The Exchange Fund recorded an investment gain of US$3.2 billion in the first half of 2009. The main components were:
- a valuation gain on, and dividends from, Hong Kong equities portfolio amounting to US$3.34 billion
- a valuation gain on, and dividends from, other equities amounting to US$1.17 billion
- an exchange valuation gain of US$256.4 million
- a valuation loss, net of interest, on bonds and other investments of US$1.57 billion
After deducting interest and other expenses, the net investment income for the first half of 2009 was US$2.98 billion. Taking into account fee payments to the fiscal reserves and placements by Hong Kong government bodies of US$2.29 billion, and adding the valuation gain and dividend income on the Strategic Portfolio of US$397.4 million, the accumulated surplus recorded an increase of US$1.08 billion.
Chief Executive of the Hong Kong Monetary Authority Joseph Yam said that the investment environment had remained challenging since the last quarter of 2008. Bond and equities markets had declined markedly in the first two months of 2009 on concerns about continuing global economic difficulties. Since March, stimulus packages in the major economies have led to a rebound in equities markets. But the reprieve in the bond market has been short-lived as concerns over the supply of U.S. government bonds and the timing and pace of the exit from monetary easing have driven yields on long-term U.S. treasuries higher.
“It is encouraging that, despite difficult market conditions, the Exchange Fund recorded an investment gain of HK$25 billion (US$3.2 billion) in the first half of the year,” Mr. Yam said.
Looking ahead, Mr. Yam commented that recovery in the developed economies would take time. Although the stimulus packages had restored liquidity to the global financial system, credit availability remained limited. “The HKMA, with the guidance of the Exchange Fund Advisory Committee and its Investment Sub-Committee, will continue to be vigilant in this difficult environment and to manage the Exchange Fund prudently,” he said.
Interest rates remain low
The conditions in the financial market improved over the past few months. With large amount of capital inflow, the Hong Kong Interbank Offered Rate (HIBOR) across all tenors softened further in the past few months. The aggregate balance reached US$28.33 billion during July. In overseas money markets, the TED spread fell back to the level close to that in early 2007 before the emergence of the subprime mortgage crisis. Locally, loans for use in Hong Kong increased by 1.7% during the second quarter as supported by the buoyancy in the residential property market, rebound in external trade and resurgence in stock market and IPO activities.
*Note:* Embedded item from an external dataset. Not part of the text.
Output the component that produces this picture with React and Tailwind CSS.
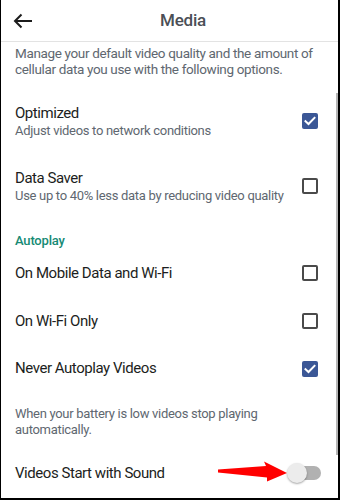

Hong Kong dollar weakened in July
The U.S. dollar weakened in recent months against other major currencies with the increasing concern on impacts of the Fed’s quantitative easing policies. The Hong Kong dollar weakened in tandem under the Link Exchange Rate System. The Effective Exchange Rate Index of the Hong Kong dollar showed a depreciation of 3.2% in July compared to the recent peak in March.
Stock markets rebound further
In tandem with the global stock market developments, the local stock market further rebounded in recent months. The Hang Seng Index rose 1.1% and 11.9% in June and July respectively. Trading activity likewise turned more active, with an average daily turnover of US$8.88 billion in July.
Routing and settlement service launches
The Hong Kong Monetary Authority (HKMA) announced the launch of the CMU Fund Order Routing and Settlement Service on August 11.
This new service provided by the Central Moneymarkets Unit (CMU) of the HKMA is designed to make fund order routing and settlement safer and more efficient by streamlining the processing of investment fund transactions among market participants. The new service provides a standardized platform for processing subscription and redemption orders and settlement and custody of investment funds among CMU members: these include investment houses, distributors, or custodians initiating the orders, and transfer agents receiving them.
Leveraging on the existing infrastructure, the new service will further expand the service coverage of the CMU and contribute to the safety and efficiency of Hong Kong’s multi-dimensional financial infrastructure, thereby reinforcing Hong Kong’s role as the regional settlement hub and an international financial center.